GIVEN EXERCISE:
Write out the material exactly, without any of its pictures.

COLLECTED MATERIAL:

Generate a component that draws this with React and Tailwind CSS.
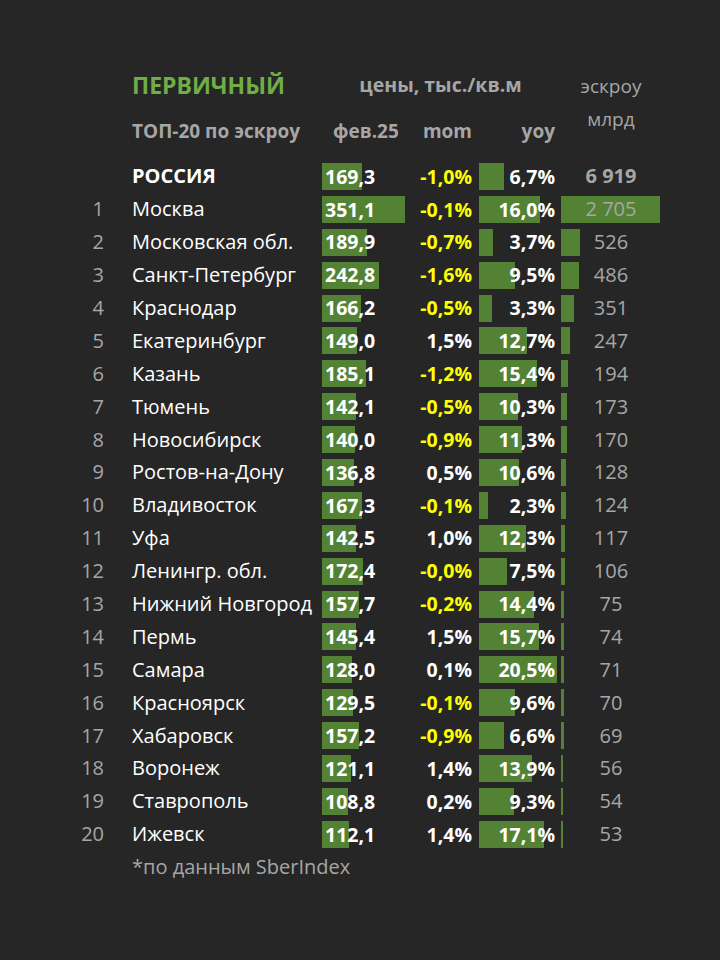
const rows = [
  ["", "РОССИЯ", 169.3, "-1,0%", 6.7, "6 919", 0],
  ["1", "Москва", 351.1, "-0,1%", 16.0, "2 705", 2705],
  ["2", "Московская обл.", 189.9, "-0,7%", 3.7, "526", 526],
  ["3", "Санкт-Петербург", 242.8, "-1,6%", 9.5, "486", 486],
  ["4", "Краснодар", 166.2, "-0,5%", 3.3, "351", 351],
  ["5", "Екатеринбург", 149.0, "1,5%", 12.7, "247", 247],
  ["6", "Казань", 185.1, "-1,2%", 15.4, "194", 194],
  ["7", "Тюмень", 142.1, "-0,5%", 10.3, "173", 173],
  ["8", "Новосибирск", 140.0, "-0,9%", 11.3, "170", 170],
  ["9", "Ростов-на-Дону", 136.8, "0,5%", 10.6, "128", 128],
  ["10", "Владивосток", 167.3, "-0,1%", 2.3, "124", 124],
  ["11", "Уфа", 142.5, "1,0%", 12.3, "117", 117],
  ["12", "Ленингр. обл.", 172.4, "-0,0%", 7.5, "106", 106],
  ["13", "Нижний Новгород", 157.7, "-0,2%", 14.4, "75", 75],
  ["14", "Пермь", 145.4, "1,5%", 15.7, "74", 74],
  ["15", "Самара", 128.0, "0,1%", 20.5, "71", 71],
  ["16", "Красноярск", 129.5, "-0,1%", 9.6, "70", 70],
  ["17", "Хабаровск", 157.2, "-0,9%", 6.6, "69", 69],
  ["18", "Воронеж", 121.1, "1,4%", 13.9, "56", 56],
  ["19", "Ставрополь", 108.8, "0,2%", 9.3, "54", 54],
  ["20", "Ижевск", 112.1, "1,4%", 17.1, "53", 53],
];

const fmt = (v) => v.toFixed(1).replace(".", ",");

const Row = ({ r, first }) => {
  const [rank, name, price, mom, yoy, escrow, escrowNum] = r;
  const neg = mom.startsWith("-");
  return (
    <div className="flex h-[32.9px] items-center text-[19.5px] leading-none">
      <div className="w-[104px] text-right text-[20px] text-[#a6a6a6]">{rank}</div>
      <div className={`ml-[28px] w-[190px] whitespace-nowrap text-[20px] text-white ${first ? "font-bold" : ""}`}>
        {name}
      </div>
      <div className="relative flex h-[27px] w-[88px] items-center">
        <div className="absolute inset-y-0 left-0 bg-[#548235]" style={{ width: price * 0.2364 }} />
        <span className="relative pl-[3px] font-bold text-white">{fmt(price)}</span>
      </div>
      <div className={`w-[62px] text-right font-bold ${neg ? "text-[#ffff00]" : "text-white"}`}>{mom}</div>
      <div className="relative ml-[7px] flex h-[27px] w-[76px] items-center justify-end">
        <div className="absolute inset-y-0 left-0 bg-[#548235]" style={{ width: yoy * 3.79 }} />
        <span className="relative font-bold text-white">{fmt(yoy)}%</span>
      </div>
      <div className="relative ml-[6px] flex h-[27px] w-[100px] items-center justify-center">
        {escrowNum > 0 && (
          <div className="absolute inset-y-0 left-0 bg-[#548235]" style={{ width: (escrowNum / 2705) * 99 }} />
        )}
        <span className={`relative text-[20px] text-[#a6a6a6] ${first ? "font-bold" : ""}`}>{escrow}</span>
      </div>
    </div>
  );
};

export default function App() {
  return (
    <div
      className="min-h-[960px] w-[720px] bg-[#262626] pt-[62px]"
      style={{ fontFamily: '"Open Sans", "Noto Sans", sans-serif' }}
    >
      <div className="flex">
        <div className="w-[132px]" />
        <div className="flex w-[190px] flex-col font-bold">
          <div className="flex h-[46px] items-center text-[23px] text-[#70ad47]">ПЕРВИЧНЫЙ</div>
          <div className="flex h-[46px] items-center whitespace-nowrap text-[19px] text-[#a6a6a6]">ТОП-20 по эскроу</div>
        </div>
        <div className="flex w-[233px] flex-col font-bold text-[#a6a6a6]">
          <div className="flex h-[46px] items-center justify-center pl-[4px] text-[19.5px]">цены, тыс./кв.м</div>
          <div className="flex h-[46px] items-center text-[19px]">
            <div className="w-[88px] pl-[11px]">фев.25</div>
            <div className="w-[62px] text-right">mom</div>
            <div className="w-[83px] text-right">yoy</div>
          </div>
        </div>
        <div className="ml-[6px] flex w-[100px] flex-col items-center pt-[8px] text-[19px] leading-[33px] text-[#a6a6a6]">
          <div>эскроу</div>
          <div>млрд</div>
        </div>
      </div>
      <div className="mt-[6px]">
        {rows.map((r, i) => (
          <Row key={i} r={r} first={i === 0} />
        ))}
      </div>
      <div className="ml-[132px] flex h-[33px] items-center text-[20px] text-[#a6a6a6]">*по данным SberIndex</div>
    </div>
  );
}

EXERCISE RESULT:
Generate a component that draws this with React and Tailwind CSS.
const rows = [
  ["", "РОССИЯ", 169.3, "-1,0%", 6.7, "6 919", 0],
  ["1", "Москва", 351.1, "-0,1%", 16.0, "2 705", 2705],
  ["2", "Московская обл.", 189.9, "-0,7%", 3.7, "526", 526],
  ["3", "Санкт-Петербург", 242.8, "-1,6%", 9.5, "486", 486],
  ["4", "Краснодар", 166.2, "-0,5%", 3.3, "351", 351],
  ["5", "Екатеринбург", 149.0, "1,5%", 12.7, "247", 247],
  ["6", "Казань", 185.1, "-1,2%", 15.4, "194", 194],
  ["7", "Тюмень", 142.1, "-0,5%", 10.3, "173", 173],
  ["8", "Новосибирск", 140.0, "-0,9%", 11.3, "170", 170],
  ["9", "Ростов-на-Дону", 136.8, "0,5%", 10.6, "128", 128],
  ["10", "Владивосток", 167.3, "-0,1%", 2.3, "124", 124],
  ["11", "Уфа", 142.5, "1,0%", 12.3, "117", 117],
  ["12", "Ленингр. обл.", 172.4, "-0,0%", 7.5, "106", 106],
  ["13", "Нижний Новгород", 157.7, "-0,2%", 14.4, "75", 75],
  ["14", "Пермь", 145.4, "1,5%", 15.7, "74", 74],
  ["15", "Самара", 128.0, "0,1%", 20.5, "71", 71],
  ["16", "Красноярск", 129.5, "-0,1%", 9.6, "70", 70],
  ["17", "Хабаровск", 157.2, "-0,9%", 6.6, "69", 69],
  ["18", "Воронеж", 121.1, "1,4%", 13.9, "56", 56],
  ["19", "Ставрополь", 108.8, "0,2%", 9.3, "54", 54],
  ["20", "Ижевск", 112.1, "1,4%", 17.1, "53", 53],
];

const fmt = (v) => v.toFixed(1).replace(".", ",");

const Row = ({ r, first }) => {
  const [rank, name, price, mom, yoy, escrow, escrowNum] = r;
  const neg = mom.startsWith("-");
  return (
    <div className="flex h-[32.9px] items-center text-[19.5px] leading-none">
      <div className="w-[104px] text-right text-[20px] text-[#a6a6a6]">{rank}</div>
      <div className={`ml-[28px] w-[190px] whitespace-nowrap text-[20px] text-white ${first ? "font-bold" : ""}`}>
        {name}
      </div>
      <div className="relative flex h-[27px] w-[88px] items-center">
        <div className="absolute inset-y-0 left-0 bg-[#548235]" style={{ width: price * 0.2364 }} />
        <span className="relative pl-[3px] font-bold text-white">{fmt(price)}</span>
      </div>
      <div className={`w-[62px] text-right font-bold ${neg ? "text-[#ffff00]" : "text-white"}`}>{mom}</div>
      <div className="relative ml-[7px] flex h-[27px] w-[76px] items-center justify-end">
        <div className="absolute inset-y-0 left-0 bg-[#548235]" style={{ width: yoy * 3.79 }} />
        <span className="relative font-bold text-white">{fmt(yoy)}%</span>
      </div>
      <div className="relative ml-[6px] flex h-[27px] w-[100px] items-center justify-center">
        {escrowNum > 0 && (
          <div className="absolute inset-y-0 left-0 bg-[#548235]" style={{ width: (escrowNum / 2705) * 99 }} />
        )}
        <span className={`relative text-[20px] text-[#a6a6a6] ${first ? "font-bold" : ""}`}>{escrow}</span>
      </div>
    </div>
  );
};

export default function App() {
  return (
    <div
      className="min-h-[960px] w-[720px] bg-[#262626] pt-[62px]"
      style={{ fontFamily: '"Open Sans", "Noto Sans", sans-serif' }}
    >
      <div className="flex">
        <div className="w-[132px]" />
        <div className="flex w-[190px] flex-col font-bold">
          <div className="flex h-[46px] items-center text-[23px] text-[#70ad47]">ПЕРВИЧНЫЙ</div>
          <div className="flex h-[46px] items-center whitespace-nowrap text-[19px] text-[#a6a6a6]">ТОП-20 по эскроу</div>
        </div>
        <div className="flex w-[233px] flex-col font-bold text-[#a6a6a6]">
          <div className="flex h-[46px] items-center justify-center pl-[4px] text-[19.5px]">цены, тыс./кв.м</div>
          <div className="flex h-[46px] items-center text-[19px]">
            <div className="w-[88px] pl-[11px]">фев.25</div>
            <div className="w-[62px] text-right">mom</div>
            <div className="w-[83px] text-right">yoy</div>
          </div>
        </div>
        <div className="ml-[6px] flex w-[100px] flex-col items-center pt-[8px] text-[19px] leading-[33px] text-[#a6a6a6]">
          <div>эскроу</div>
          <div>млрд</div>
        </div>
      </div>
      <div className="mt-[6px]">
        {rows.map((r, i) => (
          <Row key={i} r={r} first={i === 0} />
        ))}
      </div>
      <div className="ml-[132px] flex h-[33px] items-center text-[20px] text-[#a6a6a6]">*по данным SberIndex</div>
    </div>
  );
}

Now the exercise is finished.